## Exercise task
Extract all lines that hold the string "React".
****
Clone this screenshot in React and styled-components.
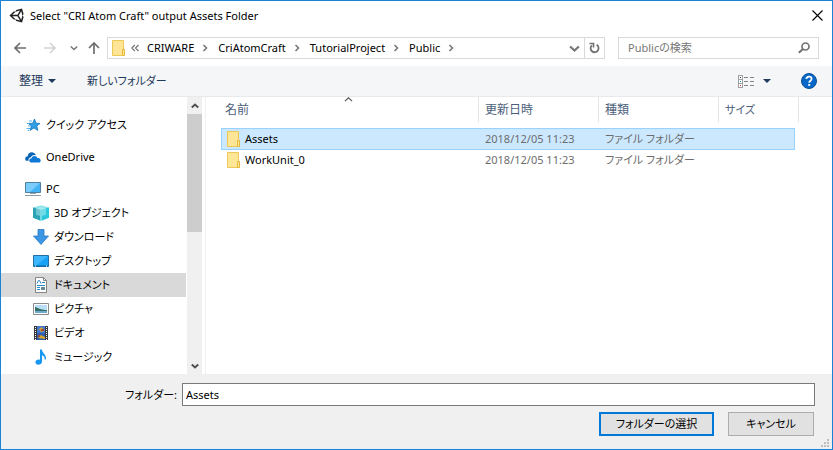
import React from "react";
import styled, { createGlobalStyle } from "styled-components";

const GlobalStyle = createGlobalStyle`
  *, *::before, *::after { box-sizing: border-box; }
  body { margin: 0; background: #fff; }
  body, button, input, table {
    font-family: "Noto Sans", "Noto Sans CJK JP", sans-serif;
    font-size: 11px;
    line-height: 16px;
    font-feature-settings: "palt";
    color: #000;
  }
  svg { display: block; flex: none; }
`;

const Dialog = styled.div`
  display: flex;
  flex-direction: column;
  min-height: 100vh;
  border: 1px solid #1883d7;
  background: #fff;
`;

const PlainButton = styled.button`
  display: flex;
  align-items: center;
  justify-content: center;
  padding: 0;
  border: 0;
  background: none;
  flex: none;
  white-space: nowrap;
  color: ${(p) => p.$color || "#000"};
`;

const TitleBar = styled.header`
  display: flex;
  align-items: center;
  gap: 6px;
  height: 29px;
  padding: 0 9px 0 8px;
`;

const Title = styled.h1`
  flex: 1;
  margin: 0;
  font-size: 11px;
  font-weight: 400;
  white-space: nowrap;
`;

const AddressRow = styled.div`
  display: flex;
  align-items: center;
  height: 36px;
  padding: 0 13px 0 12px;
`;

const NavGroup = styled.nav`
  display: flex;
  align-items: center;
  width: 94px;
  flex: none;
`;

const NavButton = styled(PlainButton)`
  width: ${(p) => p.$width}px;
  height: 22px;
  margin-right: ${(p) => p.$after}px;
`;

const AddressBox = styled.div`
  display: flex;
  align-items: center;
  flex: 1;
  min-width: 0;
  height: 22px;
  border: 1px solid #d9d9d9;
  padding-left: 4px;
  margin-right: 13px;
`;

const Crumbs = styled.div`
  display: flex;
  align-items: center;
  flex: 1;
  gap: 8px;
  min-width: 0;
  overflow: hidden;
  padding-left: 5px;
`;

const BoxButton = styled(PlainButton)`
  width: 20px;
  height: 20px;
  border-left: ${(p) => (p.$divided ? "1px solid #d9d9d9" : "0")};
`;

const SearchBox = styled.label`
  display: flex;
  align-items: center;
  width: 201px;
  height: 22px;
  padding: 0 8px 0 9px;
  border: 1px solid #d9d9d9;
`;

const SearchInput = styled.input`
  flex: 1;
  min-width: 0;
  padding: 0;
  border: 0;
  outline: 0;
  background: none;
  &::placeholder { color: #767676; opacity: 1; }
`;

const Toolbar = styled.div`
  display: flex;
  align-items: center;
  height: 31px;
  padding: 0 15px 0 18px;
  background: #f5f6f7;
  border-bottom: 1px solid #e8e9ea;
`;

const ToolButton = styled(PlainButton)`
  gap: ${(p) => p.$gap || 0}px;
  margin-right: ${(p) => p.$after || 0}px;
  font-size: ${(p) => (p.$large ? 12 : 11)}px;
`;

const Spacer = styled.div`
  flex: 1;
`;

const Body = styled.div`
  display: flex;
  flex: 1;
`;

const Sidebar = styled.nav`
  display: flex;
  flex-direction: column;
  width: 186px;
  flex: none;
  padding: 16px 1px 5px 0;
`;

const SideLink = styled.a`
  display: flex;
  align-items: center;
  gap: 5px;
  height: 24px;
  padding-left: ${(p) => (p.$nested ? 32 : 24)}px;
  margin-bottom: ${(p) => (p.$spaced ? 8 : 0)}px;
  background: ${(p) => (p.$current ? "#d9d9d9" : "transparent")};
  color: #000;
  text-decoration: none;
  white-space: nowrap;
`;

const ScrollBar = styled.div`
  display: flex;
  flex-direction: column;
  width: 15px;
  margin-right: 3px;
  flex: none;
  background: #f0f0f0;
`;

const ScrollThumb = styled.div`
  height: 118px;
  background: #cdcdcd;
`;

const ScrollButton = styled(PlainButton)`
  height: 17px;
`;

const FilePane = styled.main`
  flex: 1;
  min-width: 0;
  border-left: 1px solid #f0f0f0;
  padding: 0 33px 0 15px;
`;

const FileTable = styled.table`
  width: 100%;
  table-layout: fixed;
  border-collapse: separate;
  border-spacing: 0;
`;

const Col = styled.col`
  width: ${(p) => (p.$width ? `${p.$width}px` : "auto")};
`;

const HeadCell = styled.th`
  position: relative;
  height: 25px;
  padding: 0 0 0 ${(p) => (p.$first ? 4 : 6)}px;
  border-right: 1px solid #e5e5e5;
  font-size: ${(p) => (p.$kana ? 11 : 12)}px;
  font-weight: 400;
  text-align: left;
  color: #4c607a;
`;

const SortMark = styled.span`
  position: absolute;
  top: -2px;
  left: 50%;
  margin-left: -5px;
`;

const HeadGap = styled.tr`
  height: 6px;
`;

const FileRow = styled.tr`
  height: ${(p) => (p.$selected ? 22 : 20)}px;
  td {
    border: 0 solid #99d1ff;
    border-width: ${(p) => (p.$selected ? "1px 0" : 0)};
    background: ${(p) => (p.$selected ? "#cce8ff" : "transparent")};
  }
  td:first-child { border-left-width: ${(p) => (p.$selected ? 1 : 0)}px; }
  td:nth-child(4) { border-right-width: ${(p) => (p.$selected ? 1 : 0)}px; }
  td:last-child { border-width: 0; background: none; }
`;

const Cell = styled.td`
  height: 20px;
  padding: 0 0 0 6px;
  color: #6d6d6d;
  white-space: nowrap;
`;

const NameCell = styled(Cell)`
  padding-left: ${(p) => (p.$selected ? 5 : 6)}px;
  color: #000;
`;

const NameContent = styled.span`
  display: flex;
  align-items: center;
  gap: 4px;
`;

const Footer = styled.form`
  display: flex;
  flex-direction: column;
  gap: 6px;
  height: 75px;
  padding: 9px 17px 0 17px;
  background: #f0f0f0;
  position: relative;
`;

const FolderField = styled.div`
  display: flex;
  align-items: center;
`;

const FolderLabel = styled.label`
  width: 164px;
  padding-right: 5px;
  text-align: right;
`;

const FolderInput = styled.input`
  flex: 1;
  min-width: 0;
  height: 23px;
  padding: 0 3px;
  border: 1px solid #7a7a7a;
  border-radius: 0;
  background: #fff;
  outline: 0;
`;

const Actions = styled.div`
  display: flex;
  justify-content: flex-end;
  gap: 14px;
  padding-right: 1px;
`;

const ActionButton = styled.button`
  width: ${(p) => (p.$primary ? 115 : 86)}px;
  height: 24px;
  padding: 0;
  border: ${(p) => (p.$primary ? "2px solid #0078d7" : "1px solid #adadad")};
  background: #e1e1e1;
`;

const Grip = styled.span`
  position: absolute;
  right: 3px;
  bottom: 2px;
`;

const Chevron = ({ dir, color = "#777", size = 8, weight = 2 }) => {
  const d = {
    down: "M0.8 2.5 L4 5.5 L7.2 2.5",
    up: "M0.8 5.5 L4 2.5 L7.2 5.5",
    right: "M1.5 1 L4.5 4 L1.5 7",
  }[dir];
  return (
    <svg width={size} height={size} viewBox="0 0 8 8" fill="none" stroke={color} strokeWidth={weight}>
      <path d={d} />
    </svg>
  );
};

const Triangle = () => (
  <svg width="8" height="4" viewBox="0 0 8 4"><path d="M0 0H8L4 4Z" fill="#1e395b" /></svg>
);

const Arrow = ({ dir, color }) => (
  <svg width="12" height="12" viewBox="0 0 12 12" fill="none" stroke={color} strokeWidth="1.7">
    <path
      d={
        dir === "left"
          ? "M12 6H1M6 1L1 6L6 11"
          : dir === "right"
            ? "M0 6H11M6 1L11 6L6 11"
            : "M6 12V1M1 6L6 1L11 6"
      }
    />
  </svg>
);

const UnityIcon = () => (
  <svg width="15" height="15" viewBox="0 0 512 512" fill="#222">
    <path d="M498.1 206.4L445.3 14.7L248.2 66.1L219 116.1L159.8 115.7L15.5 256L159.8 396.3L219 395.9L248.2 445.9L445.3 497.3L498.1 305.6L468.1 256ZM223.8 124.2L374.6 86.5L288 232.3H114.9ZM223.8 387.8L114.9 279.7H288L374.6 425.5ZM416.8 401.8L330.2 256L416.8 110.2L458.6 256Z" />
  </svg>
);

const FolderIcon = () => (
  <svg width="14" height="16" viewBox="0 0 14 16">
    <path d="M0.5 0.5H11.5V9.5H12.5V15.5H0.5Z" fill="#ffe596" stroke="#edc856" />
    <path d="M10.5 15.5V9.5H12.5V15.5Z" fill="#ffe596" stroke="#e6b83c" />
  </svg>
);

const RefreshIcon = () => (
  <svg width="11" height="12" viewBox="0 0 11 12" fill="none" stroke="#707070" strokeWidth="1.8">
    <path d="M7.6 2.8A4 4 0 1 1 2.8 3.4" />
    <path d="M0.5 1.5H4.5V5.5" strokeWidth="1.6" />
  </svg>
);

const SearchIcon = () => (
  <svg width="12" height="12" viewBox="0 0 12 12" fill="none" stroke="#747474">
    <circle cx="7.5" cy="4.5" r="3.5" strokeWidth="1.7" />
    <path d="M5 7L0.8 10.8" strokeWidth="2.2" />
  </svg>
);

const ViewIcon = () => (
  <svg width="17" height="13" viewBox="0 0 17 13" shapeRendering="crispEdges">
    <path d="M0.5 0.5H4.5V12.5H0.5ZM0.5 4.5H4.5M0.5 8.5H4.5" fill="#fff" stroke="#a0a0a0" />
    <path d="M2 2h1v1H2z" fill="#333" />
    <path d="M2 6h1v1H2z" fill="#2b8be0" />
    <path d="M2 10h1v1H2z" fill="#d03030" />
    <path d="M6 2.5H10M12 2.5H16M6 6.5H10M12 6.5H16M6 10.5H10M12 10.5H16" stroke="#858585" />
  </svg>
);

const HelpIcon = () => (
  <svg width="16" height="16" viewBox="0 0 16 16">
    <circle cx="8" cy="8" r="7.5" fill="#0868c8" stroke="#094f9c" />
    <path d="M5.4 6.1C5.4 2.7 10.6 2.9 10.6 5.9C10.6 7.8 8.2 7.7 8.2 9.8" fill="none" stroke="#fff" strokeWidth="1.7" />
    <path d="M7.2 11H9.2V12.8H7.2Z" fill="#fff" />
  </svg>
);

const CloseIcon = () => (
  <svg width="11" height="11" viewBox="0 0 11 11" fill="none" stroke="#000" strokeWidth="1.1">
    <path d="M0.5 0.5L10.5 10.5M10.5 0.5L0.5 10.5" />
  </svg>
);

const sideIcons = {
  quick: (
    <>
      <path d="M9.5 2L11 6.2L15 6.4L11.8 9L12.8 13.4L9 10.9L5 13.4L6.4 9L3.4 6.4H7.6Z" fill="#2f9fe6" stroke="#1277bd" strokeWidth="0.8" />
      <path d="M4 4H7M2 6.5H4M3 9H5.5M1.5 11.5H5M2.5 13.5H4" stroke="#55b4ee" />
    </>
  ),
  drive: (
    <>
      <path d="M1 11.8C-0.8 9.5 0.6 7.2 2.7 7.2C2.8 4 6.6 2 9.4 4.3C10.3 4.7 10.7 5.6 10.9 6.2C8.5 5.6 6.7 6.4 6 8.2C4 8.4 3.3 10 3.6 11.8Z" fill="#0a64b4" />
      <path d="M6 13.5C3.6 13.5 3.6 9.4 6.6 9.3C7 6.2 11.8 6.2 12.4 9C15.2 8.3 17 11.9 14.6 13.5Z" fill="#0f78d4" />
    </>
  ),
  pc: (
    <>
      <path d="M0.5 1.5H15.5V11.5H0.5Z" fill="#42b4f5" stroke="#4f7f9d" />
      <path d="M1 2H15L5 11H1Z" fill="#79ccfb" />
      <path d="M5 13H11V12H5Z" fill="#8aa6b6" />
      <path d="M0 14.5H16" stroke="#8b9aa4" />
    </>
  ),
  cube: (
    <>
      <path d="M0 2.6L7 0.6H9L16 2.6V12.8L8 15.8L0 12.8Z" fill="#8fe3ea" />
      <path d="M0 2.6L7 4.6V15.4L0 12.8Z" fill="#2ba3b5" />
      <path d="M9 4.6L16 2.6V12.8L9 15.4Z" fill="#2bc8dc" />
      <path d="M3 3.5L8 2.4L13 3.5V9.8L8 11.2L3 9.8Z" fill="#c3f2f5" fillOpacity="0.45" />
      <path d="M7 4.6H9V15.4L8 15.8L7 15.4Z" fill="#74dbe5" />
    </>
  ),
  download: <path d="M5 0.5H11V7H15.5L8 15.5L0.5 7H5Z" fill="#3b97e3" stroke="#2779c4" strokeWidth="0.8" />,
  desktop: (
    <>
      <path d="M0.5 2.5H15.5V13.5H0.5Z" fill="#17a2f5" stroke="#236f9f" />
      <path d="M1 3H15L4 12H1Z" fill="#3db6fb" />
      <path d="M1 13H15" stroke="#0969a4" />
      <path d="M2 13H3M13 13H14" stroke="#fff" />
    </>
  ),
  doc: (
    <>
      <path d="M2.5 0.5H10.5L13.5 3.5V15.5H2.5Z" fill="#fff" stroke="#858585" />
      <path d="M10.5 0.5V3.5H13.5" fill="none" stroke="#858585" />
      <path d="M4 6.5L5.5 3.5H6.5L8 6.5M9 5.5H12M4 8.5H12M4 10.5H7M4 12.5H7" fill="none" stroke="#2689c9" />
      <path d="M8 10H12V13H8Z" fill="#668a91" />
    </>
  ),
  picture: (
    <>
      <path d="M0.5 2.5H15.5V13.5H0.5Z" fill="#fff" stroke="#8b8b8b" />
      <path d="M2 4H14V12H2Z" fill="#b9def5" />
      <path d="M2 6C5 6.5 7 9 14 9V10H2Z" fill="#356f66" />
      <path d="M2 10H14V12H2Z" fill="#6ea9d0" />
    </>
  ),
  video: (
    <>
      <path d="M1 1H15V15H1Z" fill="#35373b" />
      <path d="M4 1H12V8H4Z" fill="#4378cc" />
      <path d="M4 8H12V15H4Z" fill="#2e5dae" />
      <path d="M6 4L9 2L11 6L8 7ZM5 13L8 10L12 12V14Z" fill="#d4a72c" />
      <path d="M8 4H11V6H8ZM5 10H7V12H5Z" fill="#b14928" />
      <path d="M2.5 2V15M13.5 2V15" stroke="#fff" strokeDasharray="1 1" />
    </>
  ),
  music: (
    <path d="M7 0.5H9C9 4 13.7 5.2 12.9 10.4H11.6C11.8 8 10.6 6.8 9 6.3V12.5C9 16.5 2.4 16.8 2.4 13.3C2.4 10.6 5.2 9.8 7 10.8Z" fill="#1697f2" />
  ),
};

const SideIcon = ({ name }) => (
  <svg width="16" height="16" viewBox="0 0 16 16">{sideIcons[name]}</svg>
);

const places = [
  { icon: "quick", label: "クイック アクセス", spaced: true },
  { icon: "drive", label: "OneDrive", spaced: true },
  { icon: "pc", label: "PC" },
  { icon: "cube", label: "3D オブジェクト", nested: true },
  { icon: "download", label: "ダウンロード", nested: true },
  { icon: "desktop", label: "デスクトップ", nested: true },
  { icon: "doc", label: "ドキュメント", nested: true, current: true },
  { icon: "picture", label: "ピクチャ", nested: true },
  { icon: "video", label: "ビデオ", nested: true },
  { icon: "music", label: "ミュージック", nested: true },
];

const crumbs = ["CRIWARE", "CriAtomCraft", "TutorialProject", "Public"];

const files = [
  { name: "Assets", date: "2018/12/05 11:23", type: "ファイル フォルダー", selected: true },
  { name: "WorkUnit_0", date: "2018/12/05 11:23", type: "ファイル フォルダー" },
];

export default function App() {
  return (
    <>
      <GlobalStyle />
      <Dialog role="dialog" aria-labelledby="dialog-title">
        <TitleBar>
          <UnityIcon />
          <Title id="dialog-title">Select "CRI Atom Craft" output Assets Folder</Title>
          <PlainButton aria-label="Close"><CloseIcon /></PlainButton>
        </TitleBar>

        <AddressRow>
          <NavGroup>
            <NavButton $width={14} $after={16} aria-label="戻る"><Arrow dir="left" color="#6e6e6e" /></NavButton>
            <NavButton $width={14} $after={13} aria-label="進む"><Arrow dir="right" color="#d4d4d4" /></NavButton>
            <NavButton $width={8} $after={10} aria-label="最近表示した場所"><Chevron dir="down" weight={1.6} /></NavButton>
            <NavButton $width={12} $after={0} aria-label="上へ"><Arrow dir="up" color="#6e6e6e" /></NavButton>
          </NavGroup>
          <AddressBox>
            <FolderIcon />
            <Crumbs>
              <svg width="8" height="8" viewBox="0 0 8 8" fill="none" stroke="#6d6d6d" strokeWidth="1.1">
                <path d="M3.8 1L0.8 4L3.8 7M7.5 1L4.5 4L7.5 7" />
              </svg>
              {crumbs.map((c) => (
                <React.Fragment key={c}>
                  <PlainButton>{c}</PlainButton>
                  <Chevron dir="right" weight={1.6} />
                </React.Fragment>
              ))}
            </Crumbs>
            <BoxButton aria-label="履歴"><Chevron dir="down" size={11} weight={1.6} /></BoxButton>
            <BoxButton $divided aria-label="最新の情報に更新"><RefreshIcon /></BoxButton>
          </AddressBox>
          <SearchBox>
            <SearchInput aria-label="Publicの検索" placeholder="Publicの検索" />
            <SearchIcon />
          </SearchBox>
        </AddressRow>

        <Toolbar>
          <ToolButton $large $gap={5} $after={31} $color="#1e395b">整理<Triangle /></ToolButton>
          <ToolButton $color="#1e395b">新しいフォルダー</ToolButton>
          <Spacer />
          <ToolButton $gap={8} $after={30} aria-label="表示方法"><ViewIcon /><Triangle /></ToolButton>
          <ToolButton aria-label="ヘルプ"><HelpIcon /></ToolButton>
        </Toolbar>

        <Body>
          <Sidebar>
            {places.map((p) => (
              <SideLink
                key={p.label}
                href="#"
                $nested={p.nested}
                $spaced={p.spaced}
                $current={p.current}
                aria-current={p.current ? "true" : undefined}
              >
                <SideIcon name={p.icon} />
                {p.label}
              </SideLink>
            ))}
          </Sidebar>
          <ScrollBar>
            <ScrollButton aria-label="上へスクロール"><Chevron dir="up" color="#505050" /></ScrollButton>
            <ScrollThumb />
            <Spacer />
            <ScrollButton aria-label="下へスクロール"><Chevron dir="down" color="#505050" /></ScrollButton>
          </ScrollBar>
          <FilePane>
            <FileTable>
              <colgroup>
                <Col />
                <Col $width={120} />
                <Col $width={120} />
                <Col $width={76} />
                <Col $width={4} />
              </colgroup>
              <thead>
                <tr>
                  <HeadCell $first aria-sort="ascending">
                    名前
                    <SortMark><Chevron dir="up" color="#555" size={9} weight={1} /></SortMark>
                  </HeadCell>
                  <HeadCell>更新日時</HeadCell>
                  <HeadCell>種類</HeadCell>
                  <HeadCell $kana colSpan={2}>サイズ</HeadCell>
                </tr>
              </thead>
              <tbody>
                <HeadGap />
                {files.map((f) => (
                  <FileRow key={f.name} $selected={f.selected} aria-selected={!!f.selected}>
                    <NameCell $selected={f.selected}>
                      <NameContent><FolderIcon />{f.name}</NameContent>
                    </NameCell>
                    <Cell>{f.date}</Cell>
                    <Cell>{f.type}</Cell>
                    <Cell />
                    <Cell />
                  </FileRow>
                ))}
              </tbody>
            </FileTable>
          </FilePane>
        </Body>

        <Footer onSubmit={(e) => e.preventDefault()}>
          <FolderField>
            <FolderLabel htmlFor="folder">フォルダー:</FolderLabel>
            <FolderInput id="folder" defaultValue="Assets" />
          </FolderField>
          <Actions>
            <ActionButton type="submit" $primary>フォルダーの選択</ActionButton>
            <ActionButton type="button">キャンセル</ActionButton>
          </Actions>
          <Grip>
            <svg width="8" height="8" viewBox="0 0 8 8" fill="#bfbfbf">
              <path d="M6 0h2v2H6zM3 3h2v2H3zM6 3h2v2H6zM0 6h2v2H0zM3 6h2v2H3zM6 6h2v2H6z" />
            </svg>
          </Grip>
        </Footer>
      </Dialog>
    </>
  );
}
****
## Task result
Clone this screenshot in React and styled-components.
import React from "react";
                <React.Fragment key={c}>
                </React.Fragment>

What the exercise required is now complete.